Estate Planning and the Elderly

I spent this past Labor Day with my family.  I decided to take a full three-day weekend and just relax with the family (if you can say that spending time with the family is totally relaxing, but I digress).  Anyway, I went to visit my grandmother in the assisted living home.  Her health is really starting to go downhill and I thought I should spend some time with her.

One of the things that I noticed was that my grandmother’s mind was really slipping.  Although I knew that she wasn’t doing well, I really didn’t realize how bad she was getting.

I also spent some time with my parents talking about her estate plan.  It is weird.  Just because you go to law school doesn’t mean that you know everything about the law.  Estate planning really isn’t my forte.  Anyway, my parents and I discussed the Revocable Trust and Powers of Attorney.  My father was telling me about the difficulty that he was having with the bank with regard to the Power of Attorney.
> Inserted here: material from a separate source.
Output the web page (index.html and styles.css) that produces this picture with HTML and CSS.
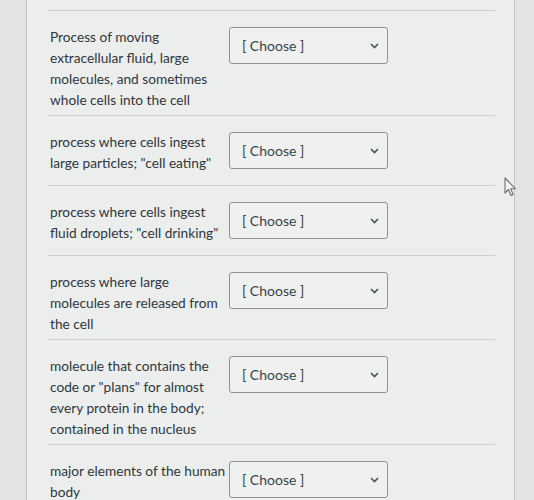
FILE: index.html
```html
<!DOCTYPE html>
<html lang="en">
<head>
    <meta charset="UTF-8">
    <meta name="viewport" content="width=device-width, initial-scale=1.0">
    <title>Matching Question</title>
    <link rel="stylesheet" href="styles.css">
</head>
<body>
    <div id="question">
        <div class="match-row">
            <div class="prompt">Process of moving extracellular fluid, large molecules, and sometimes whole cells into the cell</div>
            <div class="choose"><span>[ Choose ]</span><svg width="9" height="6" viewBox="0 0 9 6"><path d="M1 1 L4.5 4.5 L8 1" fill="none" stroke="#4a5256" stroke-width="1.6"/></svg></div>
        </div>
        <div class="match-row">
            <div class="prompt">process where cells ingest large particles; "cell eating"</div>
            <div class="choose"><span>[ Choose ]</span><svg width="9" height="6" viewBox="0 0 9 6"><path d="M1 1 L4.5 4.5 L8 1" fill="none" stroke="#4a5256" stroke-width="1.6"/></svg></div>
        </div>
        <div class="match-row">
            <div class="prompt">process where cells ingest fluid droplets; "cell drinking"</div>
            <div class="choose"><span>[ Choose ]</span><svg width="9" height="6" viewBox="0 0 9 6"><path d="M1 1 L4.5 4.5 L8 1" fill="none" stroke="#4a5256" stroke-width="1.6"/></svg></div>
        </div>
        <div class="match-row">
            <div class="prompt">process where large molecules are released from the cell</div>
            <div class="choose"><span>[ Choose ]</span><svg width="9" height="6" viewBox="0 0 9 6"><path d="M1 1 L4.5 4.5 L8 1" fill="none" stroke="#4a5256" stroke-width="1.6"/></svg></div>
        </div>
        <div class="match-row">
            <div class="prompt">molecule that contains the code or "plans" for almost every protein in the body; contained in the nucleus</div>
            <div class="choose"><span>[ Choose ]</span><svg width="9" height="6" viewBox="0 0 9 6"><path d="M1 1 L4.5 4.5 L8 1" fill="none" stroke="#4a5256" stroke-width="1.6"/></svg></div>
        </div>
        <div class="match-row">
            <div class="prompt">major elements of the human body</div>
            <div class="choose"><span>[ Choose ]</span><svg width="9" height="6" viewBox="0 0 9 6"><path d="M1 1 L4.5 4.5 L8 1" fill="none" stroke="#4a5256" stroke-width="1.6"/></svg></div>
        </div>

        <!-- mouse pointer left on the screen -->
        <svg class="pointer" width="13" height="20" viewBox="0 0 13 20">
            <path d="M1 1 L1 16 L4.5 12.5 L7 18.5 L9.2 17.6 L6.8 11.8 L11.5 11.8 Z" fill="#f4f5f5" stroke="#6b6f72" stroke-width="1.1" stroke-linejoin="round"/>
        </svg>
    </div>
</body>
</html>
```

FILE: styles.css
```css
body {
    margin: 0;
    background-color: #e3e4e2;
    font-family: Lato, "Open Sans", sans-serif;
    color: #2e373c;
}

#question {
    position: relative;
    margin-left: 26px;
    width: 489px;
    min-height: 100vh;
    box-sizing: border-box;
    padding: 10px 19px 0 21px;
    background-color: #eceeee;
    border-left: 1px solid #c3c5c5;
    border-right: 1px solid #c3c5c5;
}

.match-row {
    display: flex;
    align-items: flex-start;
    border-top: 1px solid #cfd1d1;
    padding: 15px 0 5px 2px;
}

.prompt {
    width: 178px;
    font-size: 13.7px;
    line-height: 21px;
    margin-right: 1px;
}

.choose {
    display: flex;
    align-items: center;
    justify-content: space-between;
    width: 159px;
    height: 37px;
    box-sizing: border-box;
    margin: 1px 0 11px;
    padding: 0 8px 0 12px;
    border: 1px solid #8e9294;
    border-radius: 3px;
    background-color: #eff1f1;
    font-size: 14px;
    color: #3a4246;
}

.pointer {
    position: absolute;
    left: 477px;
    top: 177px;
}
```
The bank was, nearly every time that they went in to change something, was consistently telling them that the Power of Attorney was invalid.  Or at least not valid for bank purposes.

So, I called up an old law school friend that practices estate planning (theeastmanlawfirm.com).  Gary told me that this was, unfortunately, not an uncommon occurrence.  Specifically, he told me that most banks were staffed with people that had next to no knowledge of estate planning and the documents that went along with that.  Thus, when confronted with something that they don’t know (a regular occurrence) they tend to just say “no.”  In these cases, he said to go ahead and just push them on it, asking to speak with the bank manager or the bank’s lawyer.  That usually resolves it.

This led us to a discussion of other estate planning needs.  Seeing how my grandmother is getting older, we went through some of the basics.  Fortunately, we have set her up with a Revocable Trust, which will avoid probate at her death.  Given that all of her assets are titled within the trust, this will really save us a bunch of time and cost at her death.

Unfortunately, we don’t have a living will or a do not resuscitate (DNR) document for my grandmother.  A living will would allow the doctors to remove life-saving care once we give them the document.  Although she’s not quite to that point, she seems to be rapidly getting there and I’d rather she not suffer, you know?

The DNR is a whole other animal.   It’s really more for people with a terminal illness, like cancer.  This would keep the doctors from reviving her if her heart were to stop.  Thankfully, we don’t have to deal with that yet.

In sum, it was great to see the family and also to get a reminder to get your affairs in order before you are no longer able to do so.